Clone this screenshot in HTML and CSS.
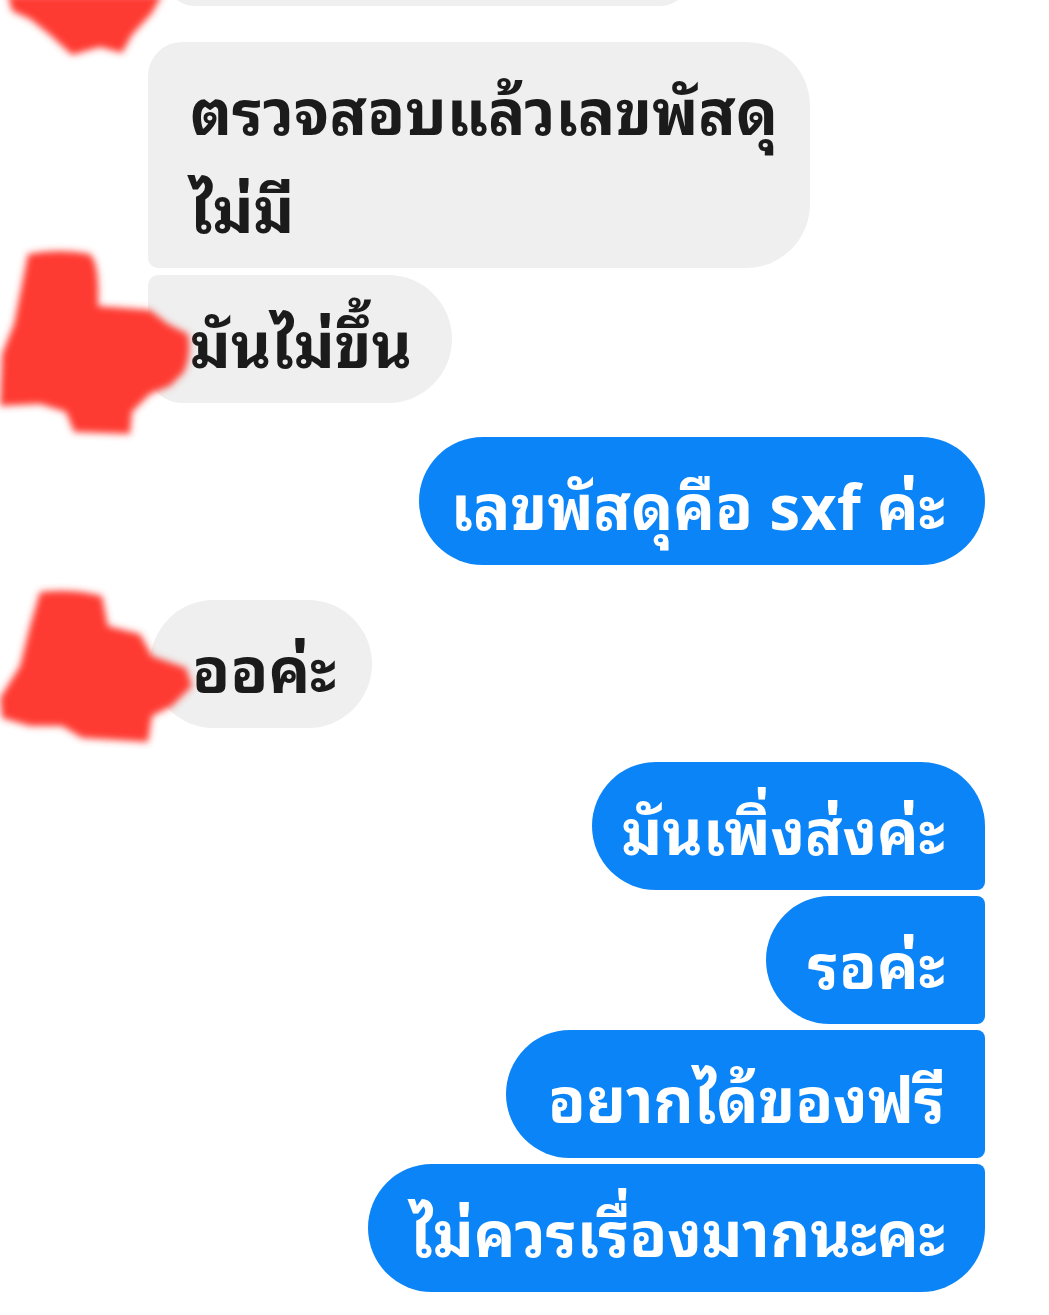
FILE: index.html
```html
<!DOCTYPE html>
<html lang="th">
<head>
<meta charset="utf-8">
<link rel="stylesheet" href="styles.css">
</head>
<body>
<div class="chat">
  <div class="bubble in partial"></div>
  <div class="bubble in first">ตรวจสอบแล้วเลขพัสดุ<br>ไม่มี</div>
  <div class="bubble in last">มันไม่ขึ้น</div>
  <div class="bubble out single">เลขพัสดุคือ sxf ค่ะ</div>
  <div class="bubble in single">ออค่ะ</div>
  <div class="bubble out first">มันเพิ่งส่งค่ะ</div>
  <div class="bubble out mid">รอค่ะ</div>
  <div class="bubble out mid">อยากได้ของฟรี</div>
  <div class="bubble out last">ไม่ควรเรื่องมากนะคะ</div>

  <svg class="scribble s1" width="170" height="70" viewBox="0 0 170 70">
    <defs><filter id="blur" x="-20%" y="-20%" width="140%" height="140%"><feGaussianBlur stdDeviation="3.5"/></filter></defs>
    <path d="M8 0 L162 0 L152 18 L132 40 L122 58 L100 52 L72 60 L50 40 L30 24 L12 16 Z" fill="#fe3a32" filter="url(#blur)"/>
  </svg>
  <svg class="scribble s2" width="200" height="200" viewBox="0 0 200 200">
    <path d="M28 10 Q60 4 90 10 Q100 20 98 62 L150 66 L168 80 L188 90 Q192 110 184 128 L170 142 L150 150 L132 168 L130 190 L74 188 L66 168 L40 160 L0 162 L2 110 L14 80 L22 40 Z" fill="#fe3a32" filter="url(#blur)"/>
  </svg>
  <svg class="scribble s3" width="200" height="160" viewBox="0 0 200 160">
    <path d="M40 6 Q72 2 102 10 L108 40 L140 48 L152 70 L186 82 L192 100 L172 120 L152 130 L148 156 L82 152 L62 140 L30 140 L2 132 L0 112 L20 80 L30 40 Z" fill="#fe3a32" filter="url(#blur)"/>
  </svg>
</div>
</body>
</html>
```
FILE: styles.css
```css
html, body {
  margin: 0;
  padding: 0;
  background: #ffffff;
}
body {
  width: 1049px;
  height: 1315px;
  overflow: hidden;
  font-family: "Noto Sans Thai Looped", "Noto Sans Thai", "Noto Sans", sans-serif;
}
.chat {
  position: relative;
  display: flex;
  flex-direction: column;
  padding: 0 64px 0 148px;
}
.bubble {
  font-size: 62px;
  font-weight: 700;
  line-height: 98px;
  padding: 16px 40px 14px 42px;
  border-radius: 64px;
  white-space: nowrap;
}
.in {
  align-self: flex-start;
  background: #efefef;
  color: #1b1b1b;
}
.out {
  align-self: flex-end;
  background: #0b84f7;
  color: #ffffff;
}
.partial {
  margin-top: -60px;
  margin-left: 17px;
  width: 525px;
  height: 66px;
  padding: 0;
  box-sizing: border-box;
  border-radius: 0 0 30px 30px;
}
.in.first {
  margin-top: 36px;
  width: 662px;
  box-sizing: border-box;
  border-radius: 34px 64px 64px 10px;
}
.in.last {
  margin-top: 7px;
  border-radius: 10px 64px 64px 34px;
}
.out.single {
  margin-top: 34px;
  padding-left: 32px;
}
.in.single {
  margin-top: 35px;
  margin-left: 2px;
  padding-right: 36px;
}
.out.first {
  margin-top: 34px;
  padding-left: 30px;
  border-radius: 64px 64px 8px 64px;
}
.out.mid {
  margin-top: 6px;
  border-radius: 64px 8px 8px 64px;
}
.out.last {
  margin-top: 6px;
  border-radius: 64px 8px 64px 64px;
}
.scribble {
  position: absolute;
  left: 0;
  overflow: visible;
}
.s1 { top: -5px; }
.s2 { top: 244px; }
.s3 { top: 586px; }
```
=-=-=
Set exercise ->
Print out the lines exactly, skipping any picture.

Completed task ->
Clone this screenshot in HTML and CSS.
FILE: index.html
```html
<!DOCTYPE html>
<html lang="th">
<head>
<meta charset="utf-8">
<link rel="stylesheet" href="styles.css">
</head>
<body>
<div class="chat">
  <div class="bubble in partial"></div>
  <div class="bubble in first">ตรวจสอบแล้วเลขพัสดุ<br>ไม่มี</div>
  <div class="bubble in last">มันไม่ขึ้น</div>
  <div class="bubble out single">เลขพัสดุคือ sxf ค่ะ</div>
  <div class="bubble in single">ออค่ะ</div>
  <div class="bubble out first">มันเพิ่งส่งค่ะ</div>
  <div class="bubble out mid">รอค่ะ</div>
  <div class="bubble out mid">อยากได้ของฟรี</div>
  <div class="bubble out last">ไม่ควรเรื่องมากนะคะ</div>

  <svg class="scribble s1" width="170" height="70" viewBox="0 0 170 70">
    <defs><filter id="blur" x="-20%" y="-20%" width="140%" height="140%"><feGaussianBlur stdDeviation="3.5"/></filter></defs>
    <path d="M8 0 L162 0 L152 18 L132 40 L122 58 L100 52 L72 60 L50 40 L30 24 L12 16 Z" fill="#fe3a32" filter="url(#blur)"/>
  </svg>
  <svg class="scribble s2" width="200" height="200" viewBox="0 0 200 200">
    <path d="M28 10 Q60 4 90 10 Q100 20 98 62 L150 66 L168 80 L188 90 Q192 110 184 128 L170 142 L150 150 L132 168 L130 190 L74 188 L66 168 L40 160 L0 162 L2 110 L14 80 L22 40 Z" fill="#fe3a32" filter="url(#blur)"/>
  </svg>
  <svg class="scribble s3" width="200" height="160" viewBox="0 0 200 160">
    <path d="M40 6 Q72 2 102 10 L108 40 L140 48 L152 70 L186 82 L192 100 L172 120 L152 130 L148 156 L82 152 L62 140 L30 140 L2 132 L0 112 L20 80 L30 40 Z" fill="#fe3a32" filter="url(#blur)"/>
  </svg>
</div>
</body>
</html>
```
FILE: styles.css
```css
html, body {
  margin: 0;
  padding: 0;
  background: #ffffff;
}
body {
  width: 1049px;
  height: 1315px;
  overflow: hidden;
  font-family: "Noto Sans Thai Looped", "Noto Sans Thai", "Noto Sans", sans-serif;
}
.chat {
  position: relative;
  display: flex;
  flex-direction: column;
  padding: 0 64px 0 148px;
}
.bubble {
  font-size: 62px;
  font-weight: 700;
  line-height: 98px;
  padding: 16px 40px 14px 42px;
  border-radius: 64px;
  white-space: nowrap;
}
.in {
  align-self: flex-start;
  background: #efefef;
  color: #1b1b1b;
}
.out {
  align-self: flex-end;
  background: #0b84f7;
  color: #ffffff;
}
.partial {
  margin-top: -60px;
  margin-left: 17px;
  width: 525px;
  height: 66px;
  padding: 0;
  box-sizing: border-box;
  border-radius: 0 0 30px 30px;
}
.in.first {
  margin-top: 36px;
  width: 662px;
  box-sizing: border-box;
  border-radius: 34px 64px 64px 10px;
}
.in.last {
  margin-top: 7px;
  border-radius: 10px 64px 64px 34px;
}
.out.single {
  margin-top: 34px;
  padding-left: 32px;
}
.in.single {
  margin-top: 35px;
  margin-left: 2px;
  padding-right: 36px;
}
.out.first {
  margin-top: 34px;
  padding-left: 30px;
  border-radius: 64px 64px 8px 64px;
}
.out.mid {
  margin-top: 6px;
  border-radius: 64px 8px 8px 64px;
}
.out.last {
  margin-top: 6px;
  border-radius: 64px 8px 64px 64px;
}
.scribble {
  position: absolute;
  left: 0;
  overflow: visible;
}
.s1 { top: -5px; }
.s2 { top: 244px; }
.s3 { top: 586px; }
```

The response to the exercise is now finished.